Talk of North Korean Collapse Rekindled By Currency Reform Fallout
Kurt Achin | Seoul 30 April 2010
For the first time in years, international experts say North Korea's isolated government is increasingly frail, and potentially unstable. Part of the reason, they say, is Pyongyang's attempt at currency reform last year.
Flash back to North Korea, early 1995. The Soviet Union and its eastern bloc allies were gone, along with the economic aid that flowed from them. Kim Il Sung, the leader North Koreans worship like a god, had died the year before. And the country was entering a severe famine that would kill an estimated million people.
Predictions abounded that North Korea would collapse. But it persevered, and by 2005 predictions of a North Korean collapse were dismissed and even ridiculed.
Now, however, in 2010, that is changing, as Mansfield Foundation Executive Director Gordon Flake said recently.
"I think there's some increasing views in Seoul that after 20 years of wrongly predicting the demise of North Korea, there's something going on in Pyongyang," said Gordon Flake. "There are a growing number of people in South Korea who say that we're getting close to the end game here."
Among them are Andrei Lankov, a scholar at Seoul's Kookmin University, who is quite blunt about the prospects of a North Korean collapse.
"It's a very likely probability," said Andrei Lankov. "And personally, if you ask me, I don't believe there is going to be a peaceful, gradual end of the North Korean regime. It will be dramatic, and probably violent."

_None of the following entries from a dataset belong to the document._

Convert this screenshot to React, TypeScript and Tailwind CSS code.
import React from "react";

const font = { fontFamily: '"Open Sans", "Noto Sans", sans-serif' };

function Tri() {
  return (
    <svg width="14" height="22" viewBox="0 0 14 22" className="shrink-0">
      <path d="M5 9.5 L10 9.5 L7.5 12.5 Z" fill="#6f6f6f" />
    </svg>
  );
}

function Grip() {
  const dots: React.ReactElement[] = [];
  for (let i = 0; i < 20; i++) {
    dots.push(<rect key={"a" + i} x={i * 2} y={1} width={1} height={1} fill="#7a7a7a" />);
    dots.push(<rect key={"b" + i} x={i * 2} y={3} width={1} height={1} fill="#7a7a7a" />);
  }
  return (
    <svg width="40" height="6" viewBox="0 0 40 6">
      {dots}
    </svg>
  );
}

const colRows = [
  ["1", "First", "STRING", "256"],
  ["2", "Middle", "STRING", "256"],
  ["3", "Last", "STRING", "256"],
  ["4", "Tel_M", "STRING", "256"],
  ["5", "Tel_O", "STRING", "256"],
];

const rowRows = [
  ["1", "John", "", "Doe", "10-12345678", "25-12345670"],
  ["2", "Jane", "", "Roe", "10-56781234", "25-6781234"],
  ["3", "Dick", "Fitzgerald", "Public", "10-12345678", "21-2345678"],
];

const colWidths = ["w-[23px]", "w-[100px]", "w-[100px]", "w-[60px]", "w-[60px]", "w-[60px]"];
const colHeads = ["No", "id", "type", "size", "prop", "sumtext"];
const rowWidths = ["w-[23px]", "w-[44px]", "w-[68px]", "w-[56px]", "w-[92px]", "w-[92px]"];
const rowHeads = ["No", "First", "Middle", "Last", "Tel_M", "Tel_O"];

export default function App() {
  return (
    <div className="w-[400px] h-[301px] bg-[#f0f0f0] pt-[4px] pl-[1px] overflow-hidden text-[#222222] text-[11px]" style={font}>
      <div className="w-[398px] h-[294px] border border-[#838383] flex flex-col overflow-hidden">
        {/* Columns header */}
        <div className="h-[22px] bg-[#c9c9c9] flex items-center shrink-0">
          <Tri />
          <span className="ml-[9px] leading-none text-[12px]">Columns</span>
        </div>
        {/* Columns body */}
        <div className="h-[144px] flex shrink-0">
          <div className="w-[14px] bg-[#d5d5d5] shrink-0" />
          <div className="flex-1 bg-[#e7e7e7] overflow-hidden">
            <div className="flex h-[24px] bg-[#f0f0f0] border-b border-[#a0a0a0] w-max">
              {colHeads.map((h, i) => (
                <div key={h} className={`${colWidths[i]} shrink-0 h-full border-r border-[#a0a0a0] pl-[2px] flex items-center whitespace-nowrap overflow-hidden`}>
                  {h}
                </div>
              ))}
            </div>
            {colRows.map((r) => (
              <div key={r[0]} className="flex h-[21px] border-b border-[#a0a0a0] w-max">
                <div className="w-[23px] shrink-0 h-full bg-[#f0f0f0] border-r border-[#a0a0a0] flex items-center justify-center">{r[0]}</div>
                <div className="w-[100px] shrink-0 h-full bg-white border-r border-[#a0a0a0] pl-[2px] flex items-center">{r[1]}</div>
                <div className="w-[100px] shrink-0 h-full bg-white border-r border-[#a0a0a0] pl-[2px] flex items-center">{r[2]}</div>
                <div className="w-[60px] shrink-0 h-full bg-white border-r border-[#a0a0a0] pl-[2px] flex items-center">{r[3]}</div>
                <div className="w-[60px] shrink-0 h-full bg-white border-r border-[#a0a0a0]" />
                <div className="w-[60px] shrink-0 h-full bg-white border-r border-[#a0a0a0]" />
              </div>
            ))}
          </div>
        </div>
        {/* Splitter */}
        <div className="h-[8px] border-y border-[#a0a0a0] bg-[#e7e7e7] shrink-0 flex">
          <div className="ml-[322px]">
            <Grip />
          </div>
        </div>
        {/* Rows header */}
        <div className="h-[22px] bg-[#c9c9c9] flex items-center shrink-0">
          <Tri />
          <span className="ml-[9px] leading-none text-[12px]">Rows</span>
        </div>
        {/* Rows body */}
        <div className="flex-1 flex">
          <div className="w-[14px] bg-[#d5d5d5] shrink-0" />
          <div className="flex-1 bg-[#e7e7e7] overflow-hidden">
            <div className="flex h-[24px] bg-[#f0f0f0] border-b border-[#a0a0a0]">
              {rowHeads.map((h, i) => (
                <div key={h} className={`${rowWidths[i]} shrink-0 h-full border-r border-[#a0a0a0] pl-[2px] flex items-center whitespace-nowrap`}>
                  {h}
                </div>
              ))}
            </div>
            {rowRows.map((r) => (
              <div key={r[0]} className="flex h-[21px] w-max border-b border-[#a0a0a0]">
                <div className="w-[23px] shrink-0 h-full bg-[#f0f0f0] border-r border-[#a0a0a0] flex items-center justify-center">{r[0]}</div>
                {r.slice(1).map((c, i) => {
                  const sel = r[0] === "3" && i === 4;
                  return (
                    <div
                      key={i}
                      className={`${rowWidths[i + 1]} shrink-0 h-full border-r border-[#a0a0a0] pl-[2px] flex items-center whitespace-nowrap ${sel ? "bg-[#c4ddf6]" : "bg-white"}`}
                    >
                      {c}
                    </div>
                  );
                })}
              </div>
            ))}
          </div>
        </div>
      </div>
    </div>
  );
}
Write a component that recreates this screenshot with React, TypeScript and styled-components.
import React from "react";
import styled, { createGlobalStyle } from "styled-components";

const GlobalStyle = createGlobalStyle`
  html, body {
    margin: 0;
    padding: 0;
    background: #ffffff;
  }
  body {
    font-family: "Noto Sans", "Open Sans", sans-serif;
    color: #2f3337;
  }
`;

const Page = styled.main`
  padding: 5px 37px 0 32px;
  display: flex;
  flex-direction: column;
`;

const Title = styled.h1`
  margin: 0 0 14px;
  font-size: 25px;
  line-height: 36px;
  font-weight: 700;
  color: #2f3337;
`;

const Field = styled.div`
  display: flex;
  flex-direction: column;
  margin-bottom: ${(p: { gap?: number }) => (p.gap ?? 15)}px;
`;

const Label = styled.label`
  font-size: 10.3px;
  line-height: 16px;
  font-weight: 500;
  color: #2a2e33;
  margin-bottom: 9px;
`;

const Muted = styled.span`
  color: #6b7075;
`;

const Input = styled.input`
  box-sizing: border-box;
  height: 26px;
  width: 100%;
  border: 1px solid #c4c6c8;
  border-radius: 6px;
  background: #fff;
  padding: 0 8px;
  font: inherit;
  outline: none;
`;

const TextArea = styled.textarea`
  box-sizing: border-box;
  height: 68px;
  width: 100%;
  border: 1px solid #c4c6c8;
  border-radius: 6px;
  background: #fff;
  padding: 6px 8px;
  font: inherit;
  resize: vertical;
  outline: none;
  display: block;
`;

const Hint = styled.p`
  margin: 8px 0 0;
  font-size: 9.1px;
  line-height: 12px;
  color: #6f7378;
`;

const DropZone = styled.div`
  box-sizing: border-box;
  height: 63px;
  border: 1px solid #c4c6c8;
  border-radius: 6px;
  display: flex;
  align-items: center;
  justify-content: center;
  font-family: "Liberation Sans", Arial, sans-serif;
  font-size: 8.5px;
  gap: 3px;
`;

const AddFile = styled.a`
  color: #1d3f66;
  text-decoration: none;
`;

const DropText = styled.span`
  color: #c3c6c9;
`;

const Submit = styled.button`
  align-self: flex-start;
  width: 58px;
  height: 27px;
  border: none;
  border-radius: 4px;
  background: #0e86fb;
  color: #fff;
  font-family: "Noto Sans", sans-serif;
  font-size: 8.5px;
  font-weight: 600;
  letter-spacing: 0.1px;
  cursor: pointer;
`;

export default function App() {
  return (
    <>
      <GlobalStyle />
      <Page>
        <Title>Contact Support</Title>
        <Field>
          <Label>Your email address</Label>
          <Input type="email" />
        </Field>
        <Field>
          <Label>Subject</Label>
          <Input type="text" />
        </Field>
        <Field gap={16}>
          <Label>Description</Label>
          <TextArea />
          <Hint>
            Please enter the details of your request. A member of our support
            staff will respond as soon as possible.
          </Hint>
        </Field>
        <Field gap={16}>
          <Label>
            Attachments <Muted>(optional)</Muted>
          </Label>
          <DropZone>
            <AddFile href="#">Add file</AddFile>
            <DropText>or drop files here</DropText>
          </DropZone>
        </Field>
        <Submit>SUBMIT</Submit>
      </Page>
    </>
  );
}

Regional experts say North Korea's own actions helped rekindle talk of a collapse, especially the surprise currency reform it announced last November. Economists say the move wiped out hard-won savings and strangled small markets literally overnight.
Scott Snyder, director of the Center for U.S. - Korea Policy, calls the currency reform a "fiasco" with serious political consequences.
"The currency revaluation has shaken the foundation, as North Korea continues to be penetrated by the forces of globalization," said Scott Snyder.
The currency misstep play into what some scholars describe as a "perfect storm" of factors that could shatter the fragile stability North Korea has enjoyed for decades.
The primary factor is Pyongyang's apparent attempt to groom North Korean leader Kim Jong Il's youngest son, Kim Jong Un, to take his place. The elder Mr. Kim apparently suffered a stroke about two years ago. As a result, North Korea analysts say, there is a sense of urgency in Pyongyang about the succession process.
But Seoul National University Professor Kim Byung-yeon says efforts to hand over power could easily fail because of internal power struggles made worse by the currency reform.
He says there are now two kinds of people within North Korea's elite, those who benefit from the market, and those who benefit from restraining the market. The tension between those two groups, he says, may well lead to a North Korean "meltdown."
Another factor loosening Pyongyang's grip on power is the weakening of its ability to control information, as more and more North Koreans are able to obtain cell phones, radios, and foreign DVDs. Kim Young-soo, a North Korea scholar at Seoul's Sogang University, says the currency reforms only succeeded in heightening North Koreans' hunger for information.
He says the shock of the currency reform jolted North Koreans out of their willingness to believe the government. So, they have taken it into their own hands to seek information they need for survival from outside sources. The belief that North Korea is a paradise, he says, is crumbling, and that will lead directly to collapse.
Marcus Noland, of the Peterson Institute for International Economics, says for once, North Korea is unable to use its old tactic of blaming the United States for its problems.
"The confiscatory currency reform was so obviously a self-inflicted disaster, that it is hard for the regime to explain this away," said Marcus Noland. "I think it's going to be very hard for the regime to repair the damage that it's done."
Even in China, North Korea's historical lifeline of food and fuel, there is talk of a possible collapse. At least one Chinese expert on North Korea has warned that Beijing may not bail out its neighbor.
North Korea's list of worries may grow longer if, as many regional security experts expect, evidence emerges linking it to the sinking of a South Korean navy ship last month. South Korea has warned that if a link is proved, it will seek a response through the United Nations Security Council, possibly increasing the North's economic isolation.